▸ Exercise input
>> start

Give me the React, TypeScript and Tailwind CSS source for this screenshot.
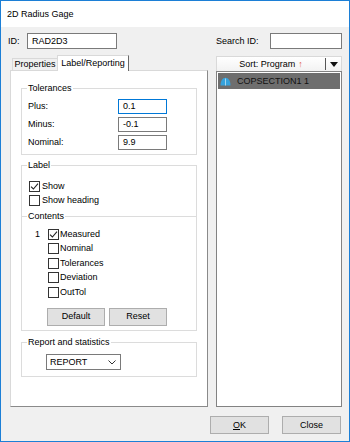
import React from 'react'

const FONT = "font-['Liberation_Sans',Arial,sans-serif]"

function Check({ checked }: { checked?: boolean }) {
  return (
    <span className="w-[11px] h-[11px] border border-[#333333] bg-white flex items-center justify-center shrink-0">
      {checked && (
        <svg width="9" height="9" viewBox="0 0 9 9">
          <path d="M1 4.6 L3.4 7 L8 1.6" fill="none" stroke="#222" strokeWidth="1.1" />
        </svg>
      )}
    </span>
  )
}

function Group({
  title,
  className,
  children,
}: {
  title: string
  className: string
  children: React.ReactNode
}) {
  return (
    <fieldset className={`border border-[#dcdcdc] min-w-0 ${className}`}>
      <legend className="ml-[5px] px-[1px] leading-[11px]">{title}</legend>
      {children}
    </fieldset>
  )
}

function Button({ children, width }: { children: React.ReactNode; width: string }) {
  return (
    <div
      className={`${width} h-[18px] bg-[#e1e1e1] border border-[#adadad] flex items-center justify-center`}
    >
      {children}
    </div>
  )
}

const TOLERANCES: [string, string, boolean][] = [
  ['Plus:', '0.1', true],
  ['Minus:', '-0.1', false],
  ['Nominal:', '9.9', false],
]

const CONTENTS: [string, string, boolean][] = [
  ['1', 'Measured', true],
  ['', 'Nominal', false],
  ['', 'Tolerances', false],
  ['', 'Deviation', false],
  ['', 'OutTol', false],
]

export default function App() {
  return (
    <div
      className={`w-[350px] h-[442px] border border-[#1c7fd6] flex flex-col bg-[#f0f0f0] text-[9px] leading-[11px] text-black ${FONT}`}
    >
      {/* Title bar */}
      <div className="h-[26px] shrink-0 bg-white flex items-center pl-[6px]">2D Radius Gage</div>

      <div className="flex-1 flex flex-col pt-[6px]">
        {/* ID row */}
        <div className="h-[16px] flex items-center">
          <div className="w-[215px] flex items-center pl-[7px]">
            <span className="w-[19px]">ID:</span>
            <div className="w-[90px] h-[16px] border border-[#7a7a7a] bg-white flex items-center pl-[4px]">
              RAD2D3
            </div>
          </div>
          <span className="w-[54px]">Search ID:</span>
          <div className="w-[72px] h-[16px] border border-[#7a7a7a] bg-white" />
        </div>

        {/* Main area */}
        <div className="mt-[6px] h-[352px] flex pl-[9px]">
          {/* Tabs + panel */}
          <div className="w-[198px] flex flex-col">
            <div className="h-[15px] flex items-end pl-[2px]">
              <div className="w-[45px] h-[12px] border-t border-l border-[#d9d9d9] bg-[#f0f0f0] flex items-center justify-center">
                Properties
              </div>
              <div className="relative z-10 -mb-[1px] w-[72px] h-[16px] border-t border-l border-[#d9d9d9] border-r border-r-[#696969] bg-white flex items-center justify-center">
                Label/Reporting
              </div>
            </div>
            <div className="flex-1 bg-white border-t border-l border-[#d9d9d9] border-r border-b border-r-[#8a8a8a] border-b-[#8a8a8a] px-[10px] pt-[12px]">
              <Group title="Tolerances" className="pt-[5px] pb-[4px]">
                <div className="flex flex-col gap-[3px] pl-[6px]">
                  {TOLERANCES.map(([label, value, focus]) => (
                    <div key={label} className="h-[15px] flex items-center">
                      <span className="w-[90px]">{label}</span>
                      <div
                        className={`w-[49px] h-[15px] border bg-white flex items-center pl-[4px] ${
                          focus ? 'border-[#0078d7]' : 'border-[#7a7a7a]'
                        }`}
                      >
                        {value}
                      </div>
                    </div>
                  ))}
                </div>
              </Group>

              <Group title="Label" className="mt-[5px] pt-[8px] pb-[4px]">
                <div className="h-[14px] flex items-center pl-[7px]">
                  <Check checked />
                  <span className="ml-[2px]">Show</span>
                </div>
                <div className="h-[14px] flex items-center pl-[7px]">
                  <Check />
                  <span className="ml-[2px]">Show heading</span>
                </div>

                {/* Contents separator */}
                <div className="mt-[4px] h-[11px] flex items-center">
                  <span className="w-[5px] border-t border-[#dcdcdc]" />
                  <span className="px-[1px]">Contents</span>
                  <span className="flex-1 border-t border-[#dcdcdc]" />
                </div>

                <div className="mt-[5px]">
                  {CONTENTS.map(([idx, label, checked]) => (
                    <div key={label} className="h-[14.5px] flex items-center pl-[13px]">
                      <span className="w-[13px]">{idx}</span>
                      <Check checked={checked} />
                      <span className="ml-[1px]">{label}</span>
                    </div>
                  ))}
                </div>

                <div className="mt-[8px] flex gap-[4px] pl-[25px]">
                  <Button width="w-[58px]">Default</Button>
                  <Button width="w-[58px]">Reset</Button>
                </div>
              </Group>

              <Group title="Report and statistics" className="mt-[6px] pt-[6.5px] pb-[6px]">
                <div className="ml-[24px] w-[75px] h-[16px] border border-[#7a7a7a] bg-white flex items-center justify-between pl-[3px] pr-[4px]">
                  <span>REPORT</span>
                  <svg width="8" height="5" viewBox="0 0 8 5">
                    <path d="M0.5 0.5 L4 4 L7.5 0.5" fill="none" stroke="#333" strokeWidth="1" />
                  </svg>
                </div>
              </Group>
            </div>
          </div>

          {/* Right list */}
          <div className="ml-[8px] w-[126px] flex flex-col pt-[1px]">
            <div className="h-[15px] border-t border-l border-r border-[#d9d9d9] bg-gradient-to-b from-white to-[#f2f2f2] flex">
              <div className="flex-1 flex items-center justify-center">
                <span>Sort: Program</span>
                <span className="ml-[3px] text-[#e0603c]">↑</span>
              </div>
              <div className="w-[16px] flex items-center justify-center border-l border-[#555555] my-[1px]">
                <svg width="8" height="5" viewBox="0 0 8 5">
                  <path d="M0 0 L8 0 L4 5 Z" fill="#111" />
                </svg>
              </div>
            </div>
            <div className="flex-1 border border-[#828282] bg-white p-[1px]">
              <div className="h-[16px] bg-[#6e6e6e] flex items-center pl-[2px] text-[#111111]">
                <svg width="11" height="9" viewBox="0 0 11 9" className="shrink-0">
                  <path d="M0.5 8.5 C0.5 3.5 2.8 0.8 5.5 0.8 C8.2 0.8 10.5 3.5 10.5 8.5 Z" fill="#36a2dc" />
                  <path d="M5.5 1.5 L5.5 8.5" stroke="#bfe3f5" strokeWidth="0.8" />
                </svg>
                <span className="ml-[6px]">COPSECTION1 1</span>
              </div>
            </div>
          </div>
        </div>

        {/* Bottom buttons */}
        <div className="mt-[9px] h-[18px] flex pl-[209px]">
          <Button width="w-[59px]">
            <span className="underline">O</span>K
          </Button>
          <div className="w-[13px]" />
          <Button width="w-[59px]">Close</Button>
        </div>
      </div>
    </div>
  )
}
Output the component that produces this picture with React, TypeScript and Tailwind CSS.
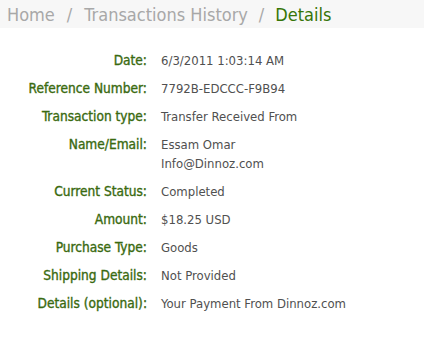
import React from "react";

const rows: { label: string; value: string[] }[] = [
  { label: "Date:", value: ["6/3/2011 1:03:14 AM"] },
  { label: "Reference Number:", value: ["7792B-EDCCC-F9B94"] },
  { label: "Transaction type:", value: ["Transfer Received From"] },
  { label: "Name/Email:", value: ["Essam Omar", "Info@Dinnoz.com"] },
  { label: "Current Status:", value: ["Completed"] },
  { label: "Amount:", value: ["$18.25 USD"] },
  { label: "Purchase Type:", value: ["Goods"] },
  { label: "Shipping Details:", value: ["Not Provided"] },
  { label: "Details (optional):", value: ["Your Payment From Dinnoz.com"] },
];

export default function App() {
  return (
    <div
      className="w-[424px] h-[337px] bg-white overflow-hidden"
      style={{ fontFamily: '"DejaVu Sans Condensed", "DejaVu Sans", sans-serif' }}
    >
      <div className="h-[28px] bg-[#f7f7f7] pl-[7px] pt-[3px] text-[18px] leading-[24px] text-[#a8a8a8]">
        <span>Home</span>
        <span className="mx-[12px]">/</span>
        <span>Transactions History</span>
        <span className="mx-[11px]">/</span>
        <span className="text-[#367508]">Details</span>
      </div>
      <div className="grid grid-cols-[147px_1fr] gap-x-[14px] gap-y-[9px] pt-[23px] text-[13px] leading-[19px]">
        {rows.map((r) => (
          <React.Fragment key={r.label}>
            <div className="text-right text-[#3a6a10] text-[13.6px] [-webkit-text-stroke:0.35px_#3a6a10]">
              {r.label}
            </div>
            <div className="text-[#505050]">
              {r.value.map((v) => (
                <div key={v}>{v}</div>
              ))}
            </div>
          </React.Fragment>
        ))}
      </div>
    </div>
  );
}
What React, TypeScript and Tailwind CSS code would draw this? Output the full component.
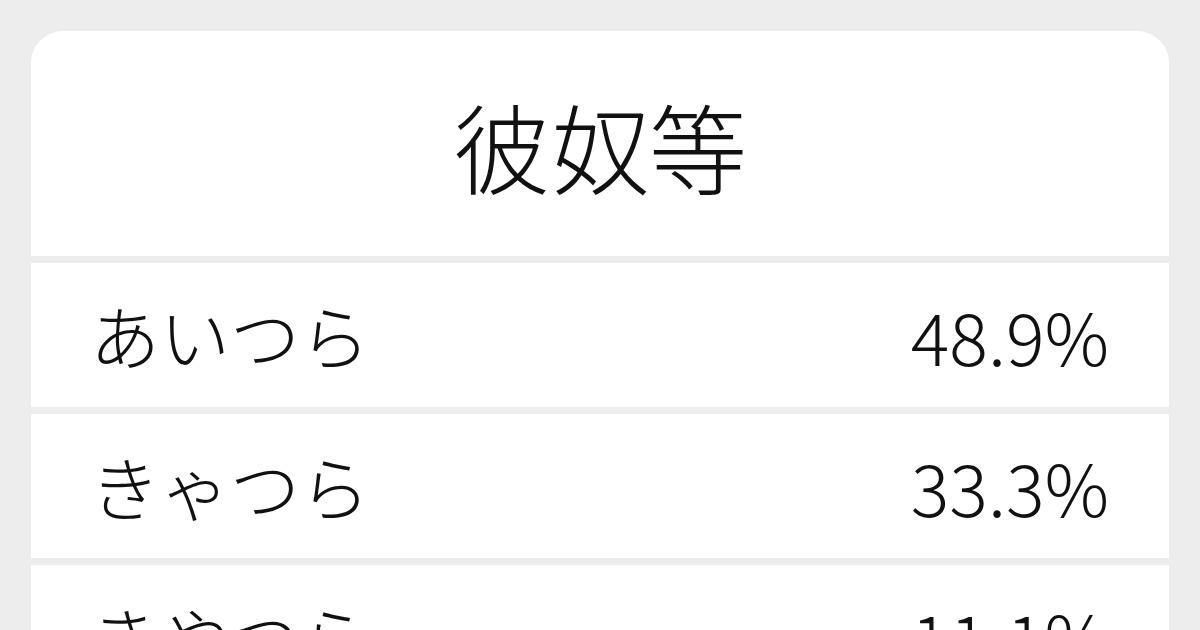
const rows = [
  { reading: 'あいつら', pct: '48.9%' },
  { reading: 'きゃつら', pct: '33.3%' },
  { reading: 'きやつら', pct: '11.1%' },
];

export default function App() {
  return (
    <div
      className="h-[630px] w-[1200px] overflow-hidden bg-[#ededed] px-[31px] pt-[31px] text-[#111111]"
      style={{ fontFamily: '"Noto Sans CJK JP", "Noto Sans", sans-serif' }}
    >
      <div className="flex flex-col gap-[7px]">
        <div className="flex h-[225px] items-center justify-center rounded-t-[32px] bg-white">
          <h1 className="text-[98px] font-light leading-none">彼奴等</h1>
        </div>
        {rows.map((r) => (
          <div
            key={r.reading}
            className="flex h-[144px] items-center justify-between bg-white pl-[59px] pr-[60px] font-light leading-none"
          >
            <span className="text-[70px]">{r.reading}</span>
            <span className="text-[72px]">{r.pct}</span>
          </div>
        ))}
      </div>
    </div>
  );
}
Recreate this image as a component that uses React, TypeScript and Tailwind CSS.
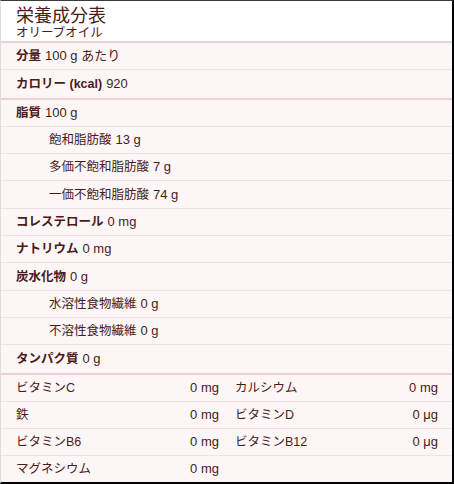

>> end

▸ Brief
Say how many lines of the data include the string "component". Nothing other than the number should be given.

▸ Answer for the task
3